Most taxpayers assume the information they give their return preparers is confidential and these preparers may not give out this data to anyone without

their consent. And normally they are right. Tax return preparers can be subject to both civil and criminal penalties under certain circumstances: if the disclosure is knowing or reckless, for example, or if taxpayer information is used for any purpose other than to prepare the taxpayer's return.

Allowed disclosures. While confidentiality is generally the case, there are situations in which a preparer may make certain disclosures (without the written consent of the taxpayer) and not be subjected to any penalties.

Other accounting services for the same taxpayer. A return preparer who is lawfully engaged in the practice of accountancy (or law) and who prepares a taxpayer's return may use the return information-or disclose it to another member of the preparer's firm-to render other accounting services (such as the preparation of books of account, working papers or accounting statements or reports) for the taxpayer.

Accounting services for another taxpayer. In addition, a return preparer lawfully engaged in the practice of accountancy or law) and who prepares a return for a taxpayer may take such return information into account (and act upon it) when performing accounting services for a client other than the taxpayer or may disclose such information to another employee or member of the preparer's firm to enable that other individual to perform accounting services for a client other than the taxpayer. This may be done only when (1) such information is (or may be) relevant to the subject matter of the accounting service for the other client and (2) its consideration by those performing the services is necessary for proper performance of these services.

Identical information obtained elsewhere. If the identical tax return information was obtained by the return preparer from other sources (that is, other than in connection with the preparation of, or providing auxiliary services in connection with the preparation of, a tax return), the prohibition against information disclosure does not apply.

Disclosure of a crime. The prohibition against disclosure does not apply to the disclosure of any tax return information to the proper authority (federal, state or local) in order, and to the extent necessary, to inform the official of activities that may constitute a violation of any criminal law. In addition, such a disclosure made in the bona fide but mistaken belief that the activities were a violation of a criminal law qualifies.

Quality or peer review. Another exception to the prohibition against disclosure that is important to CPAs (especially nowadays) involves quality review or peer review. After December 28, 1990, under proposed and temporary regulations issued by the Treasury Department, information concerning tax returns may be disclosed to the extent necessary to accomplish the review.
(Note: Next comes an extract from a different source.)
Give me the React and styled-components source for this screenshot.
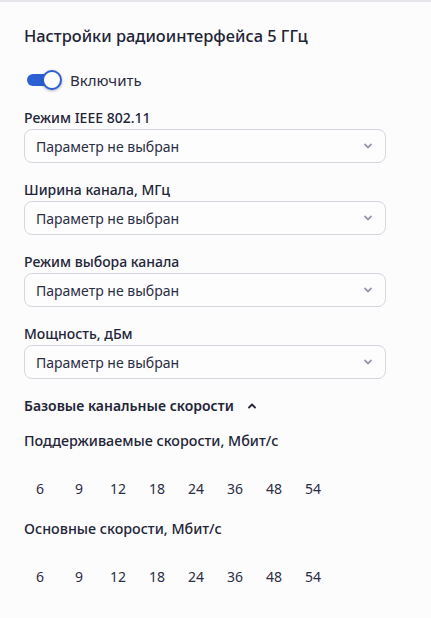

For purposes of the Treasury Department's regulations, a quality or peer review is a review undertaken to evaluate, monitor and improve the quality and accuracy of a return preparer's tax-preparation services. It may be conducted only by those eligible to practice before the IRS (that is, lawyers, CPAS, enrolled agents and eligible enrolled actuaries). Return information gathered while conducting the review may be used only for purposes of the review; no tax-return information identifying a taxpayer may be disclosed in any evaluative report or recommendation (such as disclosure during the sale or merger of a tax practice or disclosures made to assist an incapacitated preparer or the personal representative of a deceased preparer) that may be accessible to any person other than the reviewer or the preparer being reviewed. The reviewer may not keep any documents that identify the taxpayer by name or taxpayer identification number, and anyone receiving return information during the course of a review will be subject to confidentiality rules.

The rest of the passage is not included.